STATED TASK:
Go through each line of the records below and count those with the word "code"; give only the total.

PROVIDED DATA:
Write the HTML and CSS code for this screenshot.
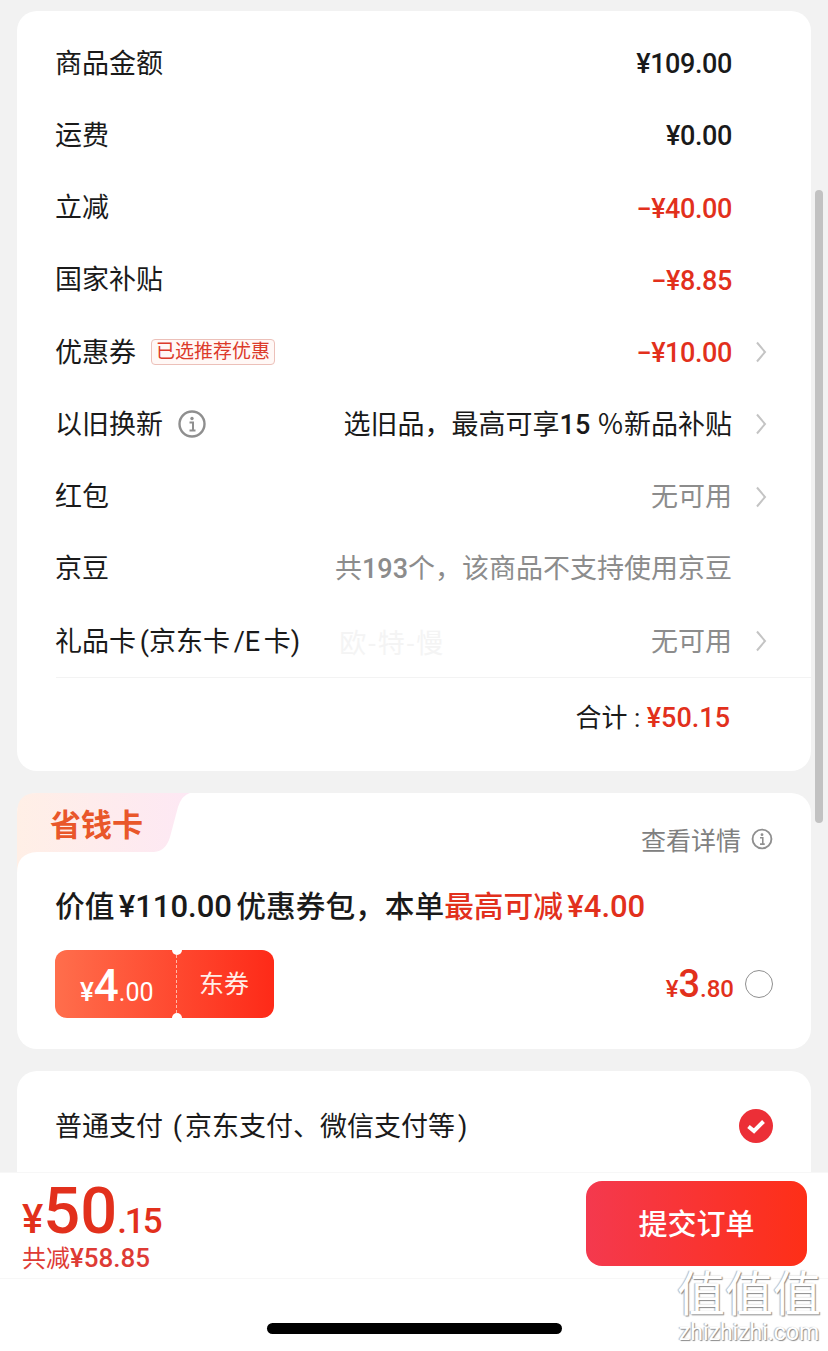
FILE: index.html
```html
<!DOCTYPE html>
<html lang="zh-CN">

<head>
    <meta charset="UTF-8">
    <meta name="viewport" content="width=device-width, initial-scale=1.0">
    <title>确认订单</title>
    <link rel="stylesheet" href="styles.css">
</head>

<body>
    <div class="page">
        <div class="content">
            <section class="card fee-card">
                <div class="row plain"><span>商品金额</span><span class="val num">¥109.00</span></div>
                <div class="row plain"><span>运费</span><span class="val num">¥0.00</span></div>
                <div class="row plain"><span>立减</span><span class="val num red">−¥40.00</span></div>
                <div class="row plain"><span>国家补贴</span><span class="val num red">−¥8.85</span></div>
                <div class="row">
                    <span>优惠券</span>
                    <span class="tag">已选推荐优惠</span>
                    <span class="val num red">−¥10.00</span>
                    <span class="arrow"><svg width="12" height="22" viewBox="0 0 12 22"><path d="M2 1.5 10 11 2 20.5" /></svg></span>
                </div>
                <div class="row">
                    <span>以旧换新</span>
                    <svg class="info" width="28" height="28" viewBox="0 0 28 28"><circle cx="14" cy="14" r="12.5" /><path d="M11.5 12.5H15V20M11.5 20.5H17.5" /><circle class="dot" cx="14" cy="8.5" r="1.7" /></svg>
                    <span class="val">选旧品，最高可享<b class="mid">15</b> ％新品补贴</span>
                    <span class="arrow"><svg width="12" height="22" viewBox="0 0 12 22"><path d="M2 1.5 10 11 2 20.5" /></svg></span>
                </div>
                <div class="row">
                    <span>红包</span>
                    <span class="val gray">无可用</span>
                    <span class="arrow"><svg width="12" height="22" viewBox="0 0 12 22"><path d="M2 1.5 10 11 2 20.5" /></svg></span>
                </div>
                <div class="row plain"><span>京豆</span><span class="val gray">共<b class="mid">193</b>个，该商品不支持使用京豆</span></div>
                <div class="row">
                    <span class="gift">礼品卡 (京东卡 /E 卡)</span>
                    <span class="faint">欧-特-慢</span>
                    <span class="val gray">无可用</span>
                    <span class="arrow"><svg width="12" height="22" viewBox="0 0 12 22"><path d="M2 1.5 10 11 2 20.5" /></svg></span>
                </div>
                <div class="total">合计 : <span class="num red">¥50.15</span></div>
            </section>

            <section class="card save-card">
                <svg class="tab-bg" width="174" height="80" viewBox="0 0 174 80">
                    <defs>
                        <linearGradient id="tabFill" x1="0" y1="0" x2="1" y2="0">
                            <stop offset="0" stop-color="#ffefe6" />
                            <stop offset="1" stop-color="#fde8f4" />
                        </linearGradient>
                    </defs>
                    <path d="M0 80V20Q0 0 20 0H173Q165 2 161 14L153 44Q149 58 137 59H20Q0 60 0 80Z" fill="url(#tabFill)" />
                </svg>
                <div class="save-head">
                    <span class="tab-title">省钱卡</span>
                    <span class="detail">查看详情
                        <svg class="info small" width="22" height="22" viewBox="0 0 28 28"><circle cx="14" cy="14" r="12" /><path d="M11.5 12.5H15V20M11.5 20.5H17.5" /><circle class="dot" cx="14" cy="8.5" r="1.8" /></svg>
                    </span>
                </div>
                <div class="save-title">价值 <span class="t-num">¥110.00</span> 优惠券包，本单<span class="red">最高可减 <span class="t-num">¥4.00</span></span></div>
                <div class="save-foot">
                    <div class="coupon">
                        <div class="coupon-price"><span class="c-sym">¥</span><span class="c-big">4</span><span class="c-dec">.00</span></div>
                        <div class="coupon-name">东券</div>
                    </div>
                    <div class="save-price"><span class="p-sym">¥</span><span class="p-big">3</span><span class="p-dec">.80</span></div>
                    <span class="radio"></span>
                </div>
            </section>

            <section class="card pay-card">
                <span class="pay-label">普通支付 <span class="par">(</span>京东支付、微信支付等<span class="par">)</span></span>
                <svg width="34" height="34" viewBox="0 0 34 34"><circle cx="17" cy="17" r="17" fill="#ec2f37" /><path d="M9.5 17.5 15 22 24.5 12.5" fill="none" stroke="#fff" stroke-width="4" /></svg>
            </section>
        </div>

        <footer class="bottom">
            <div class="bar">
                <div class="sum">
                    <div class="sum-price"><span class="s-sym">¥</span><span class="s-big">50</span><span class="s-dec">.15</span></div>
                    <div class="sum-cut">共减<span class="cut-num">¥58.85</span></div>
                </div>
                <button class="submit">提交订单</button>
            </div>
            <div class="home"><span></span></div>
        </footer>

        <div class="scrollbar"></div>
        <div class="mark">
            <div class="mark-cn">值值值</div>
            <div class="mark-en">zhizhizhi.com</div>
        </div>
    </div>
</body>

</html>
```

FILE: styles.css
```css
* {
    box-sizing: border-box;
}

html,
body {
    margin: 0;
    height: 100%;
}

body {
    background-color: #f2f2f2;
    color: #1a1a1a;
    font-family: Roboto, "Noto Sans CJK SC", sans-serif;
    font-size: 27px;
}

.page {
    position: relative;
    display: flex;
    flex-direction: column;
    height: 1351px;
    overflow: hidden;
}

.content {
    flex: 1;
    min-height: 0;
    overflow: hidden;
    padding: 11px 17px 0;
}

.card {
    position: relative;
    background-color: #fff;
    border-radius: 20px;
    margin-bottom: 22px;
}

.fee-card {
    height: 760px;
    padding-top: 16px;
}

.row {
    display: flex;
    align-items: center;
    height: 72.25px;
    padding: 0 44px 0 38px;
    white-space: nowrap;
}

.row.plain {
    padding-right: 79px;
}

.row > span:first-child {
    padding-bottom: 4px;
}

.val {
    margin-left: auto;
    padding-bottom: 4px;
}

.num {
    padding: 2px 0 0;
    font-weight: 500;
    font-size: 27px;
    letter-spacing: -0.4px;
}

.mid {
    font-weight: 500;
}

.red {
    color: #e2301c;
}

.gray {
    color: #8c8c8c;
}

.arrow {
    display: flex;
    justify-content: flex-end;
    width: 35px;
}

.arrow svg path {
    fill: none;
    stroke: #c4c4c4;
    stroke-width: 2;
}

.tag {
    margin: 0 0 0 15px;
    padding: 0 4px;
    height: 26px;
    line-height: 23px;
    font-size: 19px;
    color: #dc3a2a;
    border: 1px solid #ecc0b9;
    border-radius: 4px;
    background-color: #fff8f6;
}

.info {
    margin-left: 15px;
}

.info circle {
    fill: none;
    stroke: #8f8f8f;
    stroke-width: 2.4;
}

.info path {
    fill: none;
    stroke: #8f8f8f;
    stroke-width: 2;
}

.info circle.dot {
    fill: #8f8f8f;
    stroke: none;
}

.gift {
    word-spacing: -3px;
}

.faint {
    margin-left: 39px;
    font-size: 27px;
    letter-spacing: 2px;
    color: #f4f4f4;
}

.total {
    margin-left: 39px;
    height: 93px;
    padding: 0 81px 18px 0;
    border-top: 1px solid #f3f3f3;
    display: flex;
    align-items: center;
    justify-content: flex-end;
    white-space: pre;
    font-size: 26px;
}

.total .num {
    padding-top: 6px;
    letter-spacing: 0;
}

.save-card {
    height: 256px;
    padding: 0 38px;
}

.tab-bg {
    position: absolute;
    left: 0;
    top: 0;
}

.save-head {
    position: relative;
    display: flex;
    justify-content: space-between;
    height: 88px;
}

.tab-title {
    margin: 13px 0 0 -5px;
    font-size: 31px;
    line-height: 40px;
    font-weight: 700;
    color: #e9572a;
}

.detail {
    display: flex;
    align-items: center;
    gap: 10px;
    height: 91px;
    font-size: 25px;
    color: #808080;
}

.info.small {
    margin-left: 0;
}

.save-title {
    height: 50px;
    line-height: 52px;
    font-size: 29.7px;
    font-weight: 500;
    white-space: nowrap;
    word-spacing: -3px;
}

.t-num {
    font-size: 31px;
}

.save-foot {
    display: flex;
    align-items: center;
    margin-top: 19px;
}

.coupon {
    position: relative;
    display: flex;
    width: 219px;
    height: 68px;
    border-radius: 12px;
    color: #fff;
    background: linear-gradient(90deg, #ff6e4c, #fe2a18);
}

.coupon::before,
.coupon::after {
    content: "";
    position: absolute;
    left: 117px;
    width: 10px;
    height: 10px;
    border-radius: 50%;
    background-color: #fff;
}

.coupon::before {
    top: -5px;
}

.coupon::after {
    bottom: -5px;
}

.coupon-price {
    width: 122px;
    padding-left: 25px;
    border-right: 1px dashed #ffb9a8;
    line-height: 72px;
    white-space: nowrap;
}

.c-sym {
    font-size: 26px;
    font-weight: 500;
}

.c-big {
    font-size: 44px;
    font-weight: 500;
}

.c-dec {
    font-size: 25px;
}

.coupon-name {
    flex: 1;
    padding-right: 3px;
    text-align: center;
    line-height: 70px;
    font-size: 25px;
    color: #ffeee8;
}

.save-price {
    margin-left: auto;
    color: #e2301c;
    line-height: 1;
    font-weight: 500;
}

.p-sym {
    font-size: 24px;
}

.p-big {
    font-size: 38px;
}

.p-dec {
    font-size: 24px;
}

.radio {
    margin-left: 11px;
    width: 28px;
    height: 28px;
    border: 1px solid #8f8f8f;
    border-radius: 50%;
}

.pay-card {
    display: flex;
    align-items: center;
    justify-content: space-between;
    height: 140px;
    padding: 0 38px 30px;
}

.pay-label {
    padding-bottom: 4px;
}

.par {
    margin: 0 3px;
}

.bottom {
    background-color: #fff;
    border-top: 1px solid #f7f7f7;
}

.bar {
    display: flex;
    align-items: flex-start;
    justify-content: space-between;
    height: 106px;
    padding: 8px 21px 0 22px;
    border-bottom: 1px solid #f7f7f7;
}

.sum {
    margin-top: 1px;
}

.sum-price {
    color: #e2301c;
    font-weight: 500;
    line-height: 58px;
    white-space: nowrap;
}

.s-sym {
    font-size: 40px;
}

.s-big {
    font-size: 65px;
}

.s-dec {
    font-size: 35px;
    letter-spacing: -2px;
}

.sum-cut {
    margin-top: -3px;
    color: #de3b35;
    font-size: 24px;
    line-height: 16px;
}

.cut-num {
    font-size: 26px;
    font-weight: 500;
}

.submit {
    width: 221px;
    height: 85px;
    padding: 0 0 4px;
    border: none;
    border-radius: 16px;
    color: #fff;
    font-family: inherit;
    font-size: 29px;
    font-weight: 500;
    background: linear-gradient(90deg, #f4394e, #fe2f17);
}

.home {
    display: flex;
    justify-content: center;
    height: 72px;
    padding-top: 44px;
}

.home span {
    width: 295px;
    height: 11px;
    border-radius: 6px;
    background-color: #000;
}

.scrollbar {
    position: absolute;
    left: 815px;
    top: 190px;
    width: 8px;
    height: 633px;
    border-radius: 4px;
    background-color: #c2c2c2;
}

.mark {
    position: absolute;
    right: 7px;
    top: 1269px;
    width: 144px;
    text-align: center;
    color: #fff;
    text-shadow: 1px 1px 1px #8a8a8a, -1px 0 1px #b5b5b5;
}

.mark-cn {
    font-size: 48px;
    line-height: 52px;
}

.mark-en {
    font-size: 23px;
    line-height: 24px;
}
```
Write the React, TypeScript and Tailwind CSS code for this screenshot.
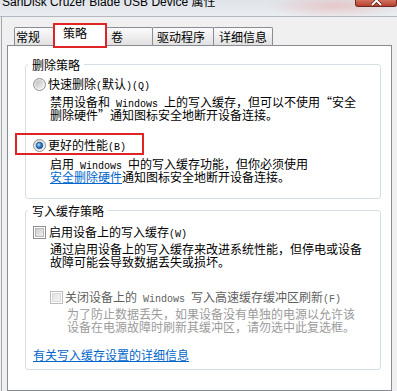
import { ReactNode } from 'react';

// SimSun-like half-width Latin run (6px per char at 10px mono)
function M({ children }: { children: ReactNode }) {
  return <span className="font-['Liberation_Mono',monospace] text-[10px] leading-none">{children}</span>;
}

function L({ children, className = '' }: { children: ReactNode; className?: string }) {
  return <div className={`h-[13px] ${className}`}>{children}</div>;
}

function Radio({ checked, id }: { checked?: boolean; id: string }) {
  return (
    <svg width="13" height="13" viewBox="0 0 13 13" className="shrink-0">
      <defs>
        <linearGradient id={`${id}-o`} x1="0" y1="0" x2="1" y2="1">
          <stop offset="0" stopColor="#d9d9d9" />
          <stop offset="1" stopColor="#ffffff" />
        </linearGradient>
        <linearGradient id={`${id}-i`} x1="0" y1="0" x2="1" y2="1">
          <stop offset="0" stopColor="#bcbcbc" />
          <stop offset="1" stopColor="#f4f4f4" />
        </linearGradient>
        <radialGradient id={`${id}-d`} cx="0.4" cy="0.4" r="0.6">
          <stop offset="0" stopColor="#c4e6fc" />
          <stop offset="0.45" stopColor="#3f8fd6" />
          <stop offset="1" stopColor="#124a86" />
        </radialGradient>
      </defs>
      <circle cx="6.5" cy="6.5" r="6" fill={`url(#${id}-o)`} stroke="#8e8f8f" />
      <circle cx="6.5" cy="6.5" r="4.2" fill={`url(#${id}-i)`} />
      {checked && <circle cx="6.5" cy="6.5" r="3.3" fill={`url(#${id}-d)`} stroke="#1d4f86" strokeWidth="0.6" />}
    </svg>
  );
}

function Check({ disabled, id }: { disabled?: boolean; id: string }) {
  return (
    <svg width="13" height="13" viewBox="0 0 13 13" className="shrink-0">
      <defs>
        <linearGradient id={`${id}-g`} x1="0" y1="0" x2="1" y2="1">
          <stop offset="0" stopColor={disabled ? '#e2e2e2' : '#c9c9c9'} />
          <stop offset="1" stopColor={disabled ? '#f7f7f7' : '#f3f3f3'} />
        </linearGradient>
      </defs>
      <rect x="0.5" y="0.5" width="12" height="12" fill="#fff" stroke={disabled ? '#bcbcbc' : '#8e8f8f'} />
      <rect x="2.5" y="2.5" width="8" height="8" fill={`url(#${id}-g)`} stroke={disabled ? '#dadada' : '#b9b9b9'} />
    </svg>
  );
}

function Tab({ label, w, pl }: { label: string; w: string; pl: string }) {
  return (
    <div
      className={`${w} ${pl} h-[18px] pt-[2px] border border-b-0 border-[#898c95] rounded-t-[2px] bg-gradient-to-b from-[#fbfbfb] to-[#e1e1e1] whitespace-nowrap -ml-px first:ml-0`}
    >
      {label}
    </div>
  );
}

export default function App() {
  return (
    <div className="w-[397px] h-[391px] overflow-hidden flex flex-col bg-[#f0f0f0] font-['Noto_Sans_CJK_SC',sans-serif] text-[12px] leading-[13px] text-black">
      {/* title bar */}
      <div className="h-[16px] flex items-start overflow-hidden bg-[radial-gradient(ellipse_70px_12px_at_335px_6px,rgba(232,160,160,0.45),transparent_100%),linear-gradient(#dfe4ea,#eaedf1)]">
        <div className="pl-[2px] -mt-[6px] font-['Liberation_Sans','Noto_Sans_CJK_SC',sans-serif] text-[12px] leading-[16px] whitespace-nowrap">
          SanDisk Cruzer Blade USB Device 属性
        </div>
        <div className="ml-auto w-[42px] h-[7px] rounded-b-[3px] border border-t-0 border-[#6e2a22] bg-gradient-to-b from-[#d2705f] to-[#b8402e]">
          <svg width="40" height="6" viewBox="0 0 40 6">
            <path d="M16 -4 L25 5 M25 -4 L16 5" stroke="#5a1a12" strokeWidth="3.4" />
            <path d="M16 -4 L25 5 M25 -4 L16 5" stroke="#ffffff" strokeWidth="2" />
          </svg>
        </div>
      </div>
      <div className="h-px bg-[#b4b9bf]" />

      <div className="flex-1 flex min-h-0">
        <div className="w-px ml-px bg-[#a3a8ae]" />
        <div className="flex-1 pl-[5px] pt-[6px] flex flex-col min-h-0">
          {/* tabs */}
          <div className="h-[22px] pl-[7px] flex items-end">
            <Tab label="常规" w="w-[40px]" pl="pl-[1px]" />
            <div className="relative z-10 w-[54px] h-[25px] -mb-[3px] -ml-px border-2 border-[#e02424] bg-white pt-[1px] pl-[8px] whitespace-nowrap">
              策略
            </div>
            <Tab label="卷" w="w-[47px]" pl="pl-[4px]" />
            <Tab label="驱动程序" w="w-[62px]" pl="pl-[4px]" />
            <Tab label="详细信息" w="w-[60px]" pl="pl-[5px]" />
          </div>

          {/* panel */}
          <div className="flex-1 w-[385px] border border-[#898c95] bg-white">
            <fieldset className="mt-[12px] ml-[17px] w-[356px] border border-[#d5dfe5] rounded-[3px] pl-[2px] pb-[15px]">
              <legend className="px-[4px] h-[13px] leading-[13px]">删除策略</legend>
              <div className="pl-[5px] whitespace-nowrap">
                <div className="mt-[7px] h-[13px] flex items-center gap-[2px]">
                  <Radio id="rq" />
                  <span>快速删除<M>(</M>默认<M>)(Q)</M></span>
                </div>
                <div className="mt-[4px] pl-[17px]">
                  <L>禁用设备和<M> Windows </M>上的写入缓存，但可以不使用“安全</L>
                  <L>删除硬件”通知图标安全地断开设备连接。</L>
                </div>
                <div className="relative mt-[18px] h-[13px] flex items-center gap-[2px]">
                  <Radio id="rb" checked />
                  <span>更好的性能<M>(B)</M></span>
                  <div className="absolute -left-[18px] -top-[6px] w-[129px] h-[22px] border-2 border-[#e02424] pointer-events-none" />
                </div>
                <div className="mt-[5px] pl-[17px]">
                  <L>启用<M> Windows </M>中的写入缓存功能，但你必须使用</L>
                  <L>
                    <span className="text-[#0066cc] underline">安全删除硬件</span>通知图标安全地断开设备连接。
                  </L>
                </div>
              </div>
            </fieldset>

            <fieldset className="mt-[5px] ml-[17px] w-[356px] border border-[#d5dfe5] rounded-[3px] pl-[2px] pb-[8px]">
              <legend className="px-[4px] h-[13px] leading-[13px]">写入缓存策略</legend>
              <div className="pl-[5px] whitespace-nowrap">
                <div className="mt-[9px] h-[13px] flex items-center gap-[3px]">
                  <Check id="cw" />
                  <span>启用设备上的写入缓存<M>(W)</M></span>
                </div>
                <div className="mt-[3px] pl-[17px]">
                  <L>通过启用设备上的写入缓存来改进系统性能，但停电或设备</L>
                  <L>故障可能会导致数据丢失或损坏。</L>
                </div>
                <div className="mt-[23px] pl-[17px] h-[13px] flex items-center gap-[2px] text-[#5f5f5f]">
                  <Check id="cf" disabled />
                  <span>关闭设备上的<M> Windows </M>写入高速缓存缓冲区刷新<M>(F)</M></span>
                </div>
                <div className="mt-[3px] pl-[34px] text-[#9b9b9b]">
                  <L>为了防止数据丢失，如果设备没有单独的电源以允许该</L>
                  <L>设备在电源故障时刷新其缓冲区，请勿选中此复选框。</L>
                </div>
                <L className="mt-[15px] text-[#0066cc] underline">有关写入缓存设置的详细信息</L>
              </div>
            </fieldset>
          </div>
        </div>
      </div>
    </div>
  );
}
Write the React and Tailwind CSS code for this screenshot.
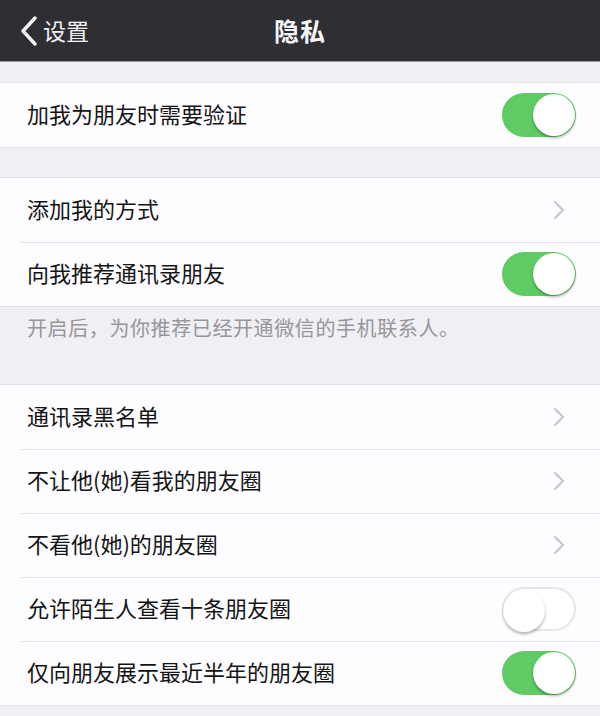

TASK SOLUTION:
3